Supplied data:
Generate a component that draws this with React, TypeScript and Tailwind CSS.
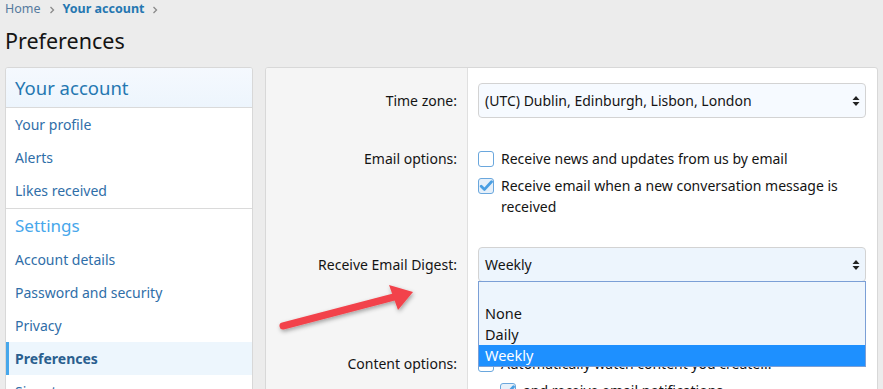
import React from "react";

const font = { fontFamily: '"Noto Sans", "Open Sans", sans-serif' };

function Chevron() {
  return (
    <svg width="8" height="10" viewBox="0 0 8 10" className="mx-[7px]">
      <path d="M2.5 2 L5.5 5 L2.5 8" fill="none" stroke="#8a8a8a" strokeWidth="1.3" />
    </svg>
  );
}

function SelectArrows() {
  return (
    <svg width="8" height="12" viewBox="0 0 8 12">
      <path d="M4 1 L7.5 5 L0.5 5 Z" fill="#222" />
      <path d="M4 11 L7.5 7 L0.5 7 Z" fill="#222" />
    </svg>
  );
}

function Checkbox({ checked }: { checked?: boolean }) {
  return (
    <span
      className={
        "mt-[3px] flex h-[16px] w-[16px] shrink-0 items-center justify-center rounded-[3px] border border-[#6aa7dd] " +
        (checked ? "bg-[#e6f0fa]" : "bg-white")
      }
    >
      {checked && (
        <svg width="14" height="14" viewBox="0 0 14 14">
          <path d="M2.2 7.2 L5.5 10.4 L12.5 2.8" fill="none" stroke="#4a9fe3" strokeWidth="2.8" strokeLinecap="round" strokeLinejoin="round" />
        </svg>
      )}
    </span>
  );
}

const sideItem = "flex h-[33px] items-center px-[9px] text-[14px] text-[#2f6ea8]";

export default function App() {
  return (
    <div className="relative h-[389px] w-[883px] overflow-hidden bg-[#ececec] text-[#141414]" style={font}>
      {/* breadcrumb */}
      <div className="flex h-[19px] items-center px-[5px] text-[12.5px]">
        <span className="text-[#557a9e]">Home</span>
        <Chevron />
        <span className="font-bold text-[#2577b1]">Your account</span>
        <Chevron />
      </div>
      <h1 className="mt-[7px] px-[5px] text-[21.5px] leading-[30px] text-[#141414]">Preferences</h1>

      <div className="mt-[11px] flex items-start gap-[12px] px-[5px]">
        {/* sidebar */}
        <div className="w-[248px] shrink-0 overflow-hidden rounded-t-[3px] border border-[#d8d8d8] bg-white">
          <div className="flex h-[40px] items-center border-b border-[#dadada] bg-gradient-to-b from-[#f5f9fe] to-[#edf5fd] px-[9px] pt-[1px] text-[18.5px] text-[#2577b1]">
            Your account
          </div>
          <div className="pb-[1px]">
            <div className={sideItem}>Your profile</div>
            <div className={sideItem}>Alerts</div>
            <div className={sideItem}>Likes received</div>
          </div>
          <div className="border-t border-[#dadada]">
            <div className="flex h-[34px] items-center px-[9px] text-[17px] text-[#47a7eb]">Settings</div>
            <div className={sideItem}>Account details</div>
            <div className={sideItem}>Password and security</div>
            <div className={sideItem}>Privacy</div>
            <div className="flex h-[33px] items-center border-l-[3px] border-[#47a7eb] bg-[#edf6fd] px-[6px] text-[14px] font-bold text-[#2a5f8f]">
              Preferences
            </div>
            <div className={sideItem}>Signature</div>
          </div>
        </div>

        {/* main */}
        <div className="h-[400px] w-[613px] shrink-0 overflow-hidden rounded-[3px] border border-[#d8d8d8] bg-white">
          <div className="grid grid-cols-[202px_1fr] text-[14px] leading-[21px]">
            {/* Time zone */}
            <div className="flex items-center justify-end border-r border-[#e0e0e0] bg-[#f5f5f5] px-[10px] py-[15px]">Time zone:</div>
            <div className="py-[15px] pl-[10px] pr-[11px]">
              <div className="flex h-[35px] items-center justify-between rounded-[4px] border border-[#d3d3d3] bg-[#f6faff] pl-[6px] pr-[5px]">
                <span>(UTC) Dublin, Edinburgh, Lisbon, London</span>
                <SelectArrows />
              </div>
            </div>

            {/* Email options */}
            <div className="flex justify-end border-r border-[#e0e0e0] bg-[#f5f5f5] px-[10px] py-[15px]">Email options:</div>
            <div className="flex flex-col gap-[6px] py-[15px] pl-[10px] pr-[30px]">
              <label className="flex gap-[7px]">
                <Checkbox />
                <span>Receive news and updates from us by email</span>
              </label>
              <label className="flex gap-[7px]">
                <Checkbox checked />
                <span>Receive email when a new conversation message is received</span>
              </label>
            </div>

            {/* Digest */}
            <div className="flex items-start justify-end border-r border-[#e0e0e0] bg-[#f5f5f5] px-[10px] pt-[22px] pb-[15px]">Receive Email Digest:</div>
            <div className="relative pt-[15px] pb-[15px] pl-[10px] pr-[11px]">
              <div className="flex h-[35px] items-center justify-between rounded-[4px] border border-[#d3d3d3] bg-[#edf5fd] pl-[6px] pr-[5px]">
                <span>Weekly</span>
                <SelectArrows />
              </div>
              <div className="h-[41px]" />
              {/* open list */}
              <div className="absolute left-[10px] right-[11px] top-[49px] z-10 border border-[#7b9fd6] bg-[#edf5fd] pt-[21px] text-[14.5px]">
                <div className="h-[21px] px-[6px]">None</div>
                <div className="h-[21px] px-[6px]">Daily</div>
                <div className="h-[21px] bg-[#1e90ff] px-[6px] text-white">Weekly</div>
              </div>
            </div>

            {/* Content options */}
            <div className="flex justify-end border-r border-[#e0e0e0] bg-[#f5f5f5] px-[10px] py-[15px]">Content options:</div>
            <div className="flex flex-col gap-[6px] py-[15px] pl-[10px] pr-[30px]">
              <label className="flex gap-[7px]">
                <Checkbox />
                <span>Automatically watch content you create...</span>
              </label>
              <label className="ml-[22px] flex gap-[7px]">
                <Checkbox checked />
                <span>and receive email notifications</span>
              </label>
            </div>
          </div>
        </div>
      </div>

      {/* annotation arrow */}
      <svg className="pointer-events-none absolute left-[270px] top-[280px]" width="160" height="60" viewBox="0 0 160 60">
        <defs>
          <filter id="sh" x="-20%" y="-40%" width="140%" height="180%">
            <feDropShadow dx="1" dy="2" stdDeviation="2" floodColor="#000" floodOpacity="0.35" />
          </filter>
        </defs>
        <g filter="url(#sh)">
          <line x1="13" y1="46" x2="124" y2="17" stroke="#f2434b" strokeWidth="7" strokeLinecap="round" />
          <path d="M143 12 L119 5 L128 30 Z" fill="#f2434b" />
        </g>
      </svg>
    </div>
  );
}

Stated exercise: Restate the entire listing word for word, excluding pictures.

Solution for this exercise:
Generate a component that draws this with React, TypeScript and Tailwind CSS.
import React from "react";

const font = { fontFamily: '"Noto Sans", "Open Sans", sans-serif' };

function Chevron() {
  return (
    <svg width="8" height="10" viewBox="0 0 8 10" className="mx-[7px]">
      <path d="M2.5 2 L5.5 5 L2.5 8" fill="none" stroke="#8a8a8a" strokeWidth="1.3" />
    </svg>
  );
}

function SelectArrows() {
  return (
    <svg width="8" height="12" viewBox="0 0 8 12">
      <path d="M4 1 L7.5 5 L0.5 5 Z" fill="#222" />
      <path d="M4 11 L7.5 7 L0.5 7 Z" fill="#222" />
    </svg>
  );
}

function Checkbox({ checked }: { checked?: boolean }) {
  return (
    <span
      className={
        "mt-[3px] flex h-[16px] w-[16px] shrink-0 items-center justify-center rounded-[3px] border border-[#6aa7dd] " +
        (checked ? "bg-[#e6f0fa]" : "bg-white")
      }
    >
      {checked && (
        <svg width="14" height="14" viewBox="0 0 14 14">
          <path d="M2.2 7.2 L5.5 10.4 L12.5 2.8" fill="none" stroke="#4a9fe3" strokeWidth="2.8" strokeLinecap="round" strokeLinejoin="round" />
        </svg>
      )}
    </span>
  );
}

const sideItem = "flex h-[33px] items-center px-[9px] text-[14px] text-[#2f6ea8]";

export default function App() {
  return (
    <div className="relative h-[389px] w-[883px] overflow-hidden bg-[#ececec] text-[#141414]" style={font}>
      {/* breadcrumb */}
      <div className="flex h-[19px] items-center px-[5px] text-[12.5px]">
        <span className="text-[#557a9e]">Home</span>
        <Chevron />
        <span className="font-bold text-[#2577b1]">Your account</span>
        <Chevron />
      </div>
      <h1 className="mt-[7px] px-[5px] text-[21.5px] leading-[30px] text-[#141414]">Preferences</h1>

      <div className="mt-[11px] flex items-start gap-[12px] px-[5px]">
        {/* sidebar */}
        <div className="w-[248px] shrink-0 overflow-hidden rounded-t-[3px] border border-[#d8d8d8] bg-white">
          <div className="flex h-[40px] items-center border-b border-[#dadada] bg-gradient-to-b from-[#f5f9fe] to-[#edf5fd] px-[9px] pt-[1px] text-[18.5px] text-[#2577b1]">
            Your account
          </div>
          <div className="pb-[1px]">
            <div className={sideItem}>Your profile</div>
            <div className={sideItem}>Alerts</div>
            <div className={sideItem}>Likes received</div>
          </div>
          <div className="border-t border-[#dadada]">
            <div className="flex h-[34px] items-center px-[9px] text-[17px] text-[#47a7eb]">Settings</div>
            <div className={sideItem}>Account details</div>
            <div className={sideItem}>Password and security</div>
            <div className={sideItem}>Privacy</div>
            <div className="flex h-[33px] items-center border-l-[3px] border-[#47a7eb] bg-[#edf6fd] px-[6px] text-[14px] font-bold text-[#2a5f8f]">
              Preferences
            </div>
            <div className={sideItem}>Signature</div>
          </div>
        </div>

        {/* main */}
        <div className="h-[400px] w-[613px] shrink-0 overflow-hidden rounded-[3px] border border-[#d8d8d8] bg-white">
          <div className="grid grid-cols-[202px_1fr] text-[14px] leading-[21px]">
            {/* Time zone */}
            <div className="flex items-center justify-end border-r border-[#e0e0e0] bg-[#f5f5f5] px-[10px] py-[15px]">Time zone:</div>
            <div className="py-[15px] pl-[10px] pr-[11px]">
              <div className="flex h-[35px] items-center justify-between rounded-[4px] border border-[#d3d3d3] bg-[#f6faff] pl-[6px] pr-[5px]">
                <span>(UTC) Dublin, Edinburgh, Lisbon, London</span>
                <SelectArrows />
              </div>
            </div>

            {/* Email options */}
            <div className="flex justify-end border-r border-[#e0e0e0] bg-[#f5f5f5] px-[10px] py-[15px]">Email options:</div>
            <div className="flex flex-col gap-[6px] py-[15px] pl-[10px] pr-[30px]">
              <label className="flex gap-[7px]">
                <Checkbox />
                <span>Receive news and updates from us by email</span>
              </label>
              <label className="flex gap-[7px]">
                <Checkbox checked />
                <span>Receive email when a new conversation message is received</span>
              </label>
            </div>

            {/* Digest */}
            <div className="flex items-start justify-end border-r border-[#e0e0e0] bg-[#f5f5f5] px-[10px] pt-[22px] pb-[15px]">Receive Email Digest:</div>
            <div className="relative pt-[15px] pb-[15px] pl-[10px] pr-[11px]">
              <div className="flex h-[35px] items-center justify-between rounded-[4px] border border-[#d3d3d3] bg-[#edf5fd] pl-[6px] pr-[5px]">
                <span>Weekly</span>
                <SelectArrows />
              </div>
              <div className="h-[41px]" />
              {/* open list */}
              <div className="absolute left-[10px] right-[11px] top-[49px] z-10 border border-[#7b9fd6] bg-[#edf5fd] pt-[21px] text-[14.5px]">
                <div className="h-[21px] px-[6px]">None</div>
                <div className="h-[21px] px-[6px]">Daily</div>
                <div className="h-[21px] bg-[#1e90ff] px-[6px] text-white">Weekly</div>
              </div>
            </div>

            {/* Content options */}
            <div className="flex justify-end border-r border-[#e0e0e0] bg-[#f5f5f5] px-[10px] py-[15px]">Content options:</div>
            <div className="flex flex-col gap-[6px] py-[15px] pl-[10px] pr-[30px]">
              <label className="flex gap-[7px]">
                <Checkbox />
                <span>Automatically watch content you create...</span>
              </label>
              <label className="ml-[22px] flex gap-[7px]">
                <Checkbox checked />
                <span>and receive email notifications</span>
              </label>
            </div>
          </div>
        </div>
      </div>

      {/* annotation arrow */}
      <svg className="pointer-events-none absolute left-[270px] top-[280px]" width="160" height="60" viewBox="0 0 160 60">
        <defs>
          <filter id="sh" x="-20%" y="-40%" width="140%" height="180%">
            <feDropShadow dx="1" dy="2" stdDeviation="2" floodColor="#000" floodOpacity="0.35" />
          </filter>
        </defs>
        <g filter="url(#sh)">
          <line x1="13" y1="46" x2="124" y2="17" stroke="#f2434b" strokeWidth="7" strokeLinecap="round" />
          <path d="M143 12 L119 5 L128 30 Z" fill="#f2434b" />
        </g>
      </svg>
    </div>
  );
}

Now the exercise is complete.